## Begin
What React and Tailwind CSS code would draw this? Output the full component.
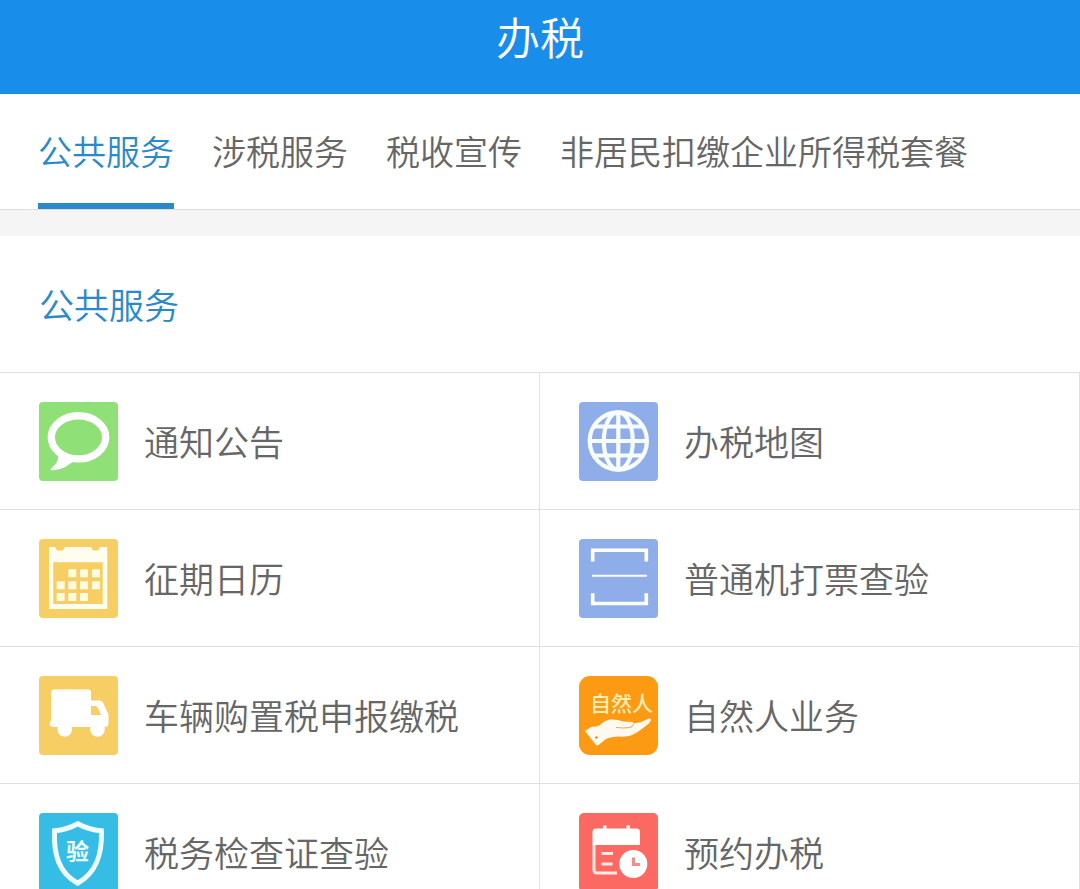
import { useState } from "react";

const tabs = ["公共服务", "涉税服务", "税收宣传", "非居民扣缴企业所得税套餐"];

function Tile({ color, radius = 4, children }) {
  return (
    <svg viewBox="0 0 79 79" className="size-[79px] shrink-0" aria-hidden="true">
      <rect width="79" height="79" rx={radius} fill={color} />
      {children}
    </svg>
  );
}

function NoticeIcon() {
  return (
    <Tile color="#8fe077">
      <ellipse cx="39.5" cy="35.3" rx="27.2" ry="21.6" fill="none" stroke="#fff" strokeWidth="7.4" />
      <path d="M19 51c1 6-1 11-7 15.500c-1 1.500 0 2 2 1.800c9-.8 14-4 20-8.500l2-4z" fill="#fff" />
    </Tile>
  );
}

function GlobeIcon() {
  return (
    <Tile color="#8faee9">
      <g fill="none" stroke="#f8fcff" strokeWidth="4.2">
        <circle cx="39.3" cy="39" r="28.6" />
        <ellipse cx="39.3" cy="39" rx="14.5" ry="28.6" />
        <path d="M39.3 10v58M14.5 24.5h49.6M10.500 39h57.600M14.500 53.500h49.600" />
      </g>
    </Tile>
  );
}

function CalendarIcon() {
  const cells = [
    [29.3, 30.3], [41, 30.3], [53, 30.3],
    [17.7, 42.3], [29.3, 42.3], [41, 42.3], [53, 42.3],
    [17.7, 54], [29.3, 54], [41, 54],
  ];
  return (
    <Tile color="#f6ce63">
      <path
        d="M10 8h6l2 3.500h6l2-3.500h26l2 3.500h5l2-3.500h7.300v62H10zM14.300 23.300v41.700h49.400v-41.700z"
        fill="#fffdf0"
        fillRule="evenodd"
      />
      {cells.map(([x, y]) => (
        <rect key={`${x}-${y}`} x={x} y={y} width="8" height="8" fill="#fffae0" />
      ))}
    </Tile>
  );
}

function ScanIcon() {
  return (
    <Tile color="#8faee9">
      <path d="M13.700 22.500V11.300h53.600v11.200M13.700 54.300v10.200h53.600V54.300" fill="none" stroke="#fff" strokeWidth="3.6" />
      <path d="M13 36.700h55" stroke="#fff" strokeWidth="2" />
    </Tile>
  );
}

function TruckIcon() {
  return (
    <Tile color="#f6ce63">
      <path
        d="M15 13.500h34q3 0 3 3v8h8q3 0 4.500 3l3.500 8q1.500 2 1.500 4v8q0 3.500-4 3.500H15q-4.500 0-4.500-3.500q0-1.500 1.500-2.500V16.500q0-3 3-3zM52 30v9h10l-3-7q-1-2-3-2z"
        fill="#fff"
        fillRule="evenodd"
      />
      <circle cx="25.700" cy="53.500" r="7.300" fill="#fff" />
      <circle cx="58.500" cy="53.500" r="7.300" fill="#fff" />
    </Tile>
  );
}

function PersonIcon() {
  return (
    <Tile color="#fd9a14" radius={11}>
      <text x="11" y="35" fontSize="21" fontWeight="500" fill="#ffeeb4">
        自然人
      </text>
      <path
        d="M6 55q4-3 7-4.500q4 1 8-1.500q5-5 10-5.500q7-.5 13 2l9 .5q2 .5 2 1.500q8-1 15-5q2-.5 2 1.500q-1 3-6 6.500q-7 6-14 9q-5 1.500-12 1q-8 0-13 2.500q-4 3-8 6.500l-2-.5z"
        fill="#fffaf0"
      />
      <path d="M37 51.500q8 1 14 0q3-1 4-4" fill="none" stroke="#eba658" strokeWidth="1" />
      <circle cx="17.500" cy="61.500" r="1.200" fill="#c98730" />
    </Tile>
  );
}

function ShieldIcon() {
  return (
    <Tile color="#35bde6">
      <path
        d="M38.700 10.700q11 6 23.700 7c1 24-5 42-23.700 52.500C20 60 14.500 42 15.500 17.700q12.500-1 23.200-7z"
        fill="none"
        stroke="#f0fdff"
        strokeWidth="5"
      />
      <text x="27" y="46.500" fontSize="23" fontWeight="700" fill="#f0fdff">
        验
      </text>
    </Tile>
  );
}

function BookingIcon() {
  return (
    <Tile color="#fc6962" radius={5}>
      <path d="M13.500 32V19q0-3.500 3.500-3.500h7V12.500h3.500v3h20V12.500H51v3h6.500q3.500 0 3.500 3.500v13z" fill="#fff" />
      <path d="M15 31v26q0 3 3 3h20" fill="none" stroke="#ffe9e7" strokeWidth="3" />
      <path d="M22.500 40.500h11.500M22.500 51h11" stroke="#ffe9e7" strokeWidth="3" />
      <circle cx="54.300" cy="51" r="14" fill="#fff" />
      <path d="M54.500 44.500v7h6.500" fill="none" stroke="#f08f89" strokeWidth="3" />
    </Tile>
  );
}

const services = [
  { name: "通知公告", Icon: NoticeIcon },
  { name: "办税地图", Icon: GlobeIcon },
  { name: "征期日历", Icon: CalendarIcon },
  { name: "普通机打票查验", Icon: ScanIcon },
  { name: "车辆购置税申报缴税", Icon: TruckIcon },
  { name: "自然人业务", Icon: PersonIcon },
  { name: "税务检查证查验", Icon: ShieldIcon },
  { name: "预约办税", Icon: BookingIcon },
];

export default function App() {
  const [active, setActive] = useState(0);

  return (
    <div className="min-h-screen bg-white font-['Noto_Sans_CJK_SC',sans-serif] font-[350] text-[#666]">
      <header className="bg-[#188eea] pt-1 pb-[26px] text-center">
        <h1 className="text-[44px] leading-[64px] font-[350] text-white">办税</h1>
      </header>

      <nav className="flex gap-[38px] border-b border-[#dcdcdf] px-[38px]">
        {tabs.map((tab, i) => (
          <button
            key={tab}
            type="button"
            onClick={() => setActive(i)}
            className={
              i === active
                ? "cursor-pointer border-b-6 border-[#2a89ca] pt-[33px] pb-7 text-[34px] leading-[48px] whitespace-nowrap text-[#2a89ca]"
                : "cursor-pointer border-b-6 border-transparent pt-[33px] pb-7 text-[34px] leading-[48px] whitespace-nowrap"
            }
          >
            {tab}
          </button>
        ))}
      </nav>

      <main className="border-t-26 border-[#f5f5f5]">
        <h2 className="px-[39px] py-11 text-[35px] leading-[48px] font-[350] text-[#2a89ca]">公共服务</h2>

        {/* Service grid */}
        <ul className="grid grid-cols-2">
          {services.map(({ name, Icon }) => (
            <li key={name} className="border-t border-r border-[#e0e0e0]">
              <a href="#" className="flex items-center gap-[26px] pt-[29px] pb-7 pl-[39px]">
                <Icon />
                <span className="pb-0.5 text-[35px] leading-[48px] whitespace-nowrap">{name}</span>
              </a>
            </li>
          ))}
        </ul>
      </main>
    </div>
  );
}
## End
Given exercise: Write out the material above again, word for word, minus its pictures.

Task output:
What React and Tailwind CSS code would draw this? Output the full component.
import { useState } from "react";

const tabs = ["公共服务", "涉税服务", "税收宣传", "非居民扣缴企业所得税套餐"];

function Tile({ color, radius = 4, children }) {
  return (
    <svg viewBox="0 0 79 79" className="size-[79px] shrink-0" aria-hidden="true">
      <rect width="79" height="79" rx={radius} fill={color} />
      {children}
    </svg>
  );
}

function NoticeIcon() {
  return (
    <Tile color="#8fe077">
      <ellipse cx="39.5" cy="35.3" rx="27.2" ry="21.6" fill="none" stroke="#fff" strokeWidth="7.4" />
      <path d="M19 51c1 6-1 11-7 15.500c-1 1.500 0 2 2 1.800c9-.8 14-4 20-8.500l2-4z" fill="#fff" />
    </Tile>
  );
}

function GlobeIcon() {
  return (
    <Tile color="#8faee9">
      <g fill="none" stroke="#f8fcff" strokeWidth="4.2">
        <circle cx="39.3" cy="39" r="28.6" />
        <ellipse cx="39.3" cy="39" rx="14.5" ry="28.6" />
        <path d="M39.3 10v58M14.5 24.5h49.6M10.500 39h57.600M14.500 53.500h49.600" />
      </g>
    </Tile>
  );
}

function CalendarIcon() {
  const cells = [
    [29.3, 30.3], [41, 30.3], [53, 30.3],
    [17.7, 42.3], [29.3, 42.3], [41, 42.3], [53, 42.3],
    [17.7, 54], [29.3, 54], [41, 54],
  ];
  return (
    <Tile color="#f6ce63">
      <path
        d="M10 8h6l2 3.500h6l2-3.500h26l2 3.500h5l2-3.500h7.300v62H10zM14.300 23.300v41.700h49.400v-41.700z"
        fill="#fffdf0"
        fillRule="evenodd"
      />
      {cells.map(([x, y]) => (
        <rect key={`${x}-${y}`} x={x} y={y} width="8" height="8" fill="#fffae0" />
      ))}
    </Tile>
  );
}

function ScanIcon() {
  return (
    <Tile color="#8faee9">
      <path d="M13.700 22.500V11.300h53.600v11.200M13.700 54.300v10.200h53.600V54.300" fill="none" stroke="#fff" strokeWidth="3.6" />
      <path d="M13 36.700h55" stroke="#fff" strokeWidth="2" />
    </Tile>
  );
}

function TruckIcon() {
  return (
    <Tile color="#f6ce63">
      <path
        d="M15 13.500h34q3 0 3 3v8h8q3 0 4.500 3l3.500 8q1.500 2 1.500 4v8q0 3.500-4 3.500H15q-4.500 0-4.500-3.500q0-1.500 1.500-2.500V16.500q0-3 3-3zM52 30v9h10l-3-7q-1-2-3-2z"
        fill="#fff"
        fillRule="evenodd"
      />
      <circle cx="25.700" cy="53.500" r="7.300" fill="#fff" />
      <circle cx="58.500" cy="53.500" r="7.300" fill="#fff" />
    </Tile>
  );
}

function PersonIcon() {
  return (
    <Tile color="#fd9a14" radius={11}>
      <text x="11" y="35" fontSize="21" fontWeight="500" fill="#ffeeb4">
        自然人
      </text>
      <path
        d="M6 55q4-3 7-4.500q4 1 8-1.500q5-5 10-5.500q7-.5 13 2l9 .5q2 .5 2 1.500q8-1 15-5q2-.5 2 1.500q-1 3-6 6.500q-7 6-14 9q-5 1.500-12 1q-8 0-13 2.500q-4 3-8 6.500l-2-.5z"
        fill="#fffaf0"
      />
      <path d="M37 51.500q8 1 14 0q3-1 4-4" fill="none" stroke="#eba658" strokeWidth="1" />
      <circle cx="17.500" cy="61.500" r="1.200" fill="#c98730" />
    </Tile>
  );
}

function ShieldIcon() {
  return (
    <Tile color="#35bde6">
      <path
        d="M38.700 10.700q11 6 23.700 7c1 24-5 42-23.700 52.500C20 60 14.500 42 15.500 17.700q12.500-1 23.200-7z"
        fill="none"
        stroke="#f0fdff"
        strokeWidth="5"
      />
      <text x="27" y="46.500" fontSize="23" fontWeight="700" fill="#f0fdff">
        验
      </text>
    </Tile>
  );
}

function BookingIcon() {
  return (
    <Tile color="#fc6962" radius={5}>
      <path d="M13.500 32V19q0-3.500 3.500-3.500h7V12.500h3.500v3h20V12.500H51v3h6.500q3.500 0 3.500 3.500v13z" fill="#fff" />
      <path d="M15 31v26q0 3 3 3h20" fill="none" stroke="#ffe9e7" strokeWidth="3" />
      <path d="M22.500 40.500h11.500M22.500 51h11" stroke="#ffe9e7" strokeWidth="3" />
      <circle cx="54.300" cy="51" r="14" fill="#fff" />
      <path d="M54.500 44.500v7h6.500" fill="none" stroke="#f08f89" strokeWidth="3" />
    </Tile>
  );
}

const services = [
  { name: "通知公告", Icon: NoticeIcon },
  { name: "办税地图", Icon: GlobeIcon },
  { name: "征期日历", Icon: CalendarIcon },
  { name: "普通机打票查验", Icon: ScanIcon },
  { name: "车辆购置税申报缴税", Icon: TruckIcon },
  { name: "自然人业务", Icon: PersonIcon },
  { name: "税务检查证查验", Icon: ShieldIcon },
  { name: "预约办税", Icon: BookingIcon },
];

export default function App() {
  const [active, setActive] = useState(0);

  return (
    <div className="min-h-screen bg-white font-['Noto_Sans_CJK_SC',sans-serif] font-[350] text-[#666]">
      <header className="bg-[#188eea] pt-1 pb-[26px] text-center">
        <h1 className="text-[44px] leading-[64px] font-[350] text-white">办税</h1>
      </header>

      <nav className="flex gap-[38px] border-b border-[#dcdcdf] px-[38px]">
        {tabs.map((tab, i) => (
          <button
            key={tab}
            type="button"
            onClick={() => setActive(i)}
            className={
              i === active
                ? "cursor-pointer border-b-6 border-[#2a89ca] pt-[33px] pb-7 text-[34px] leading-[48px] whitespace-nowrap text-[#2a89ca]"
                : "cursor-pointer border-b-6 border-transparent pt-[33px] pb-7 text-[34px] leading-[48px] whitespace-nowrap"
            }
          >
            {tab}
          </button>
        ))}
      </nav>

      <main className="border-t-26 border-[#f5f5f5]">
        <h2 className="px-[39px] py-11 text-[35px] leading-[48px] font-[350] text-[#2a89ca]">公共服务</h2>

        {/* Service grid */}
        <ul className="grid grid-cols-2">
          {services.map(({ name, Icon }) => (
            <li key={name} className="border-t border-r border-[#e0e0e0]">
              <a href="#" className="flex items-center gap-[26px] pt-[29px] pb-7 pl-[39px]">
                <Icon />
                <span className="pb-0.5 text-[35px] leading-[48px] whitespace-nowrap">{name}</span>
              </a>
            </li>
          ))}
        </ul>
      </main>
    </div>
  );
}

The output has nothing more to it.